The insertion sort divides the list of items into a sorted and an unsorted region, with the sorted items in the first part of the list.

Idea: Repeatedly take the first item from the unsorted region and insert it into the proper position in the sorted portion of the list.

1 The Algorithm

This is the insertion sort:

    // From OpenDSA Data Structures and Algorithms, Chapter 13,
    // https://opendsa-server.cs.vt.edu/OpenDSA/Books/Everything/html/InsertionSort.html
    public static <T extends Comparable<T>> void inssort(T[] A) {
        for (int i = 1; i < A.length; i++) { // Insert i'th record
            for (int j = i; (j > 0) && (A[j].compareTo(A[j - 1]) < 0); j--) {
                swap(A, j, j - 1);
            }
        }
    }

At the beginning of each outer iteration, items 0 … i-1 are properly ordered.
Each outer iteration seeks to insert item A[i] into the appropriate position within 0 … i.

You can run this functions as an animation if you want to see it in action.

The inner loop of this code might strike you as familiar.

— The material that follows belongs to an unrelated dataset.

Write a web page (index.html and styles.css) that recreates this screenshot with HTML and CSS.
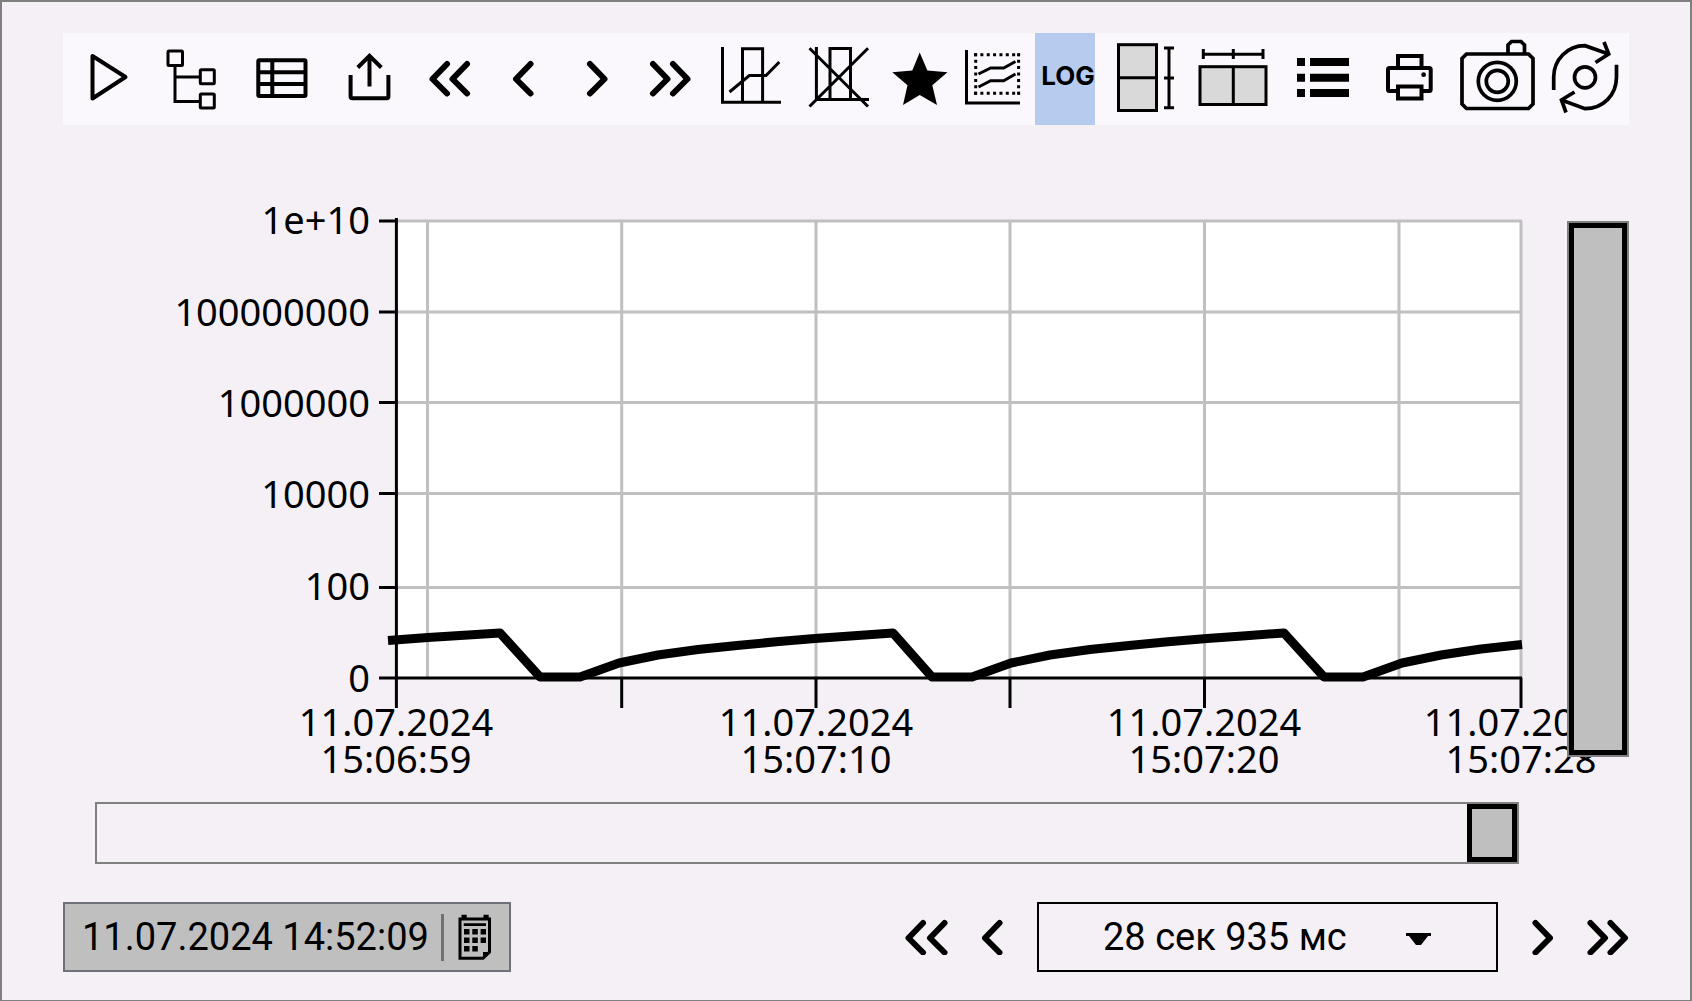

Compare it to our earlier code for inserting an element into an already-sorted array:

public static <T extends Comparable<T>> int insertInOrder(T value, T[] intoArray, int size) {
        int i = size;
        while (i > 0 && value.compareTo(intoArray[i - 1]) < 0) {
            intoArray[i] = intoArray[i - 1];
            --i;
        }
        intoArray[i] = value;
        return i;
    }

The inner loop of inssort is doing essentially the same thing as the insertInOrder function. In fact, we could rewrite inssort like this:

    public static <T extends Comparable<T>> void inssort(T[] A) {
        for (int i = 1; i < A.length; i++) { // Insert i'th record
            insertInOrder(A[i], A, i);
        }
    }

This is no more efficient, but may be easier to understand,

2 Insertion Sort: Worst Case Analysis

The inner loop body is O(1).

    public static <T extends Comparable<T>> void inssort(T[] A) {
        for (int i = 1; i < A.length; i++) { // Insert i'th record
            for (int j = i; (j > 0) && (A[j].compareTo(A[j - 1]) < 0); j--) {
                swap(A, j, j - 1);                              // O(1)
            }
        }
    }

Looking at the inner loop,

    public static <T extends Comparable<T>> void inssort(T[] A) {
        for (int i = 1; i < A.length; i++) { // Insert i'th record
            for (int j = i; (j > 0) && (A[j].compareTo(A[j - 1]) < 0); j--) {
                swap(A, j, j - 1);                              // O(1)
            }
        }
    }

Question: In the worst case, how many times do we go around the inner loop (to within plus or minus 1)?

0 times
1 time
i times
j times
n times
A.length times

**Answer:**

With that determined,

    public static <T extends Comparable<T>> void inssort(T[] A) {
        for (int i = 1; i < A.length; i++) { // Insert i'th record
            for (int j = i; (j > 0) && (A[j].compareTo(A[j - 1]) < 0); j--) { // cond: O(1) #: i
                swap(A, j, j - 1);                              // O(1)
            }
        }
    }

Moving on…

Question: So what is the complexity of the inner loop?

O(1)
O(i)
O(j)
O(A.length)
None of the above

**Answer:**

The body and condition are O(1), and the loop executes i times, so the entire loop is O(i).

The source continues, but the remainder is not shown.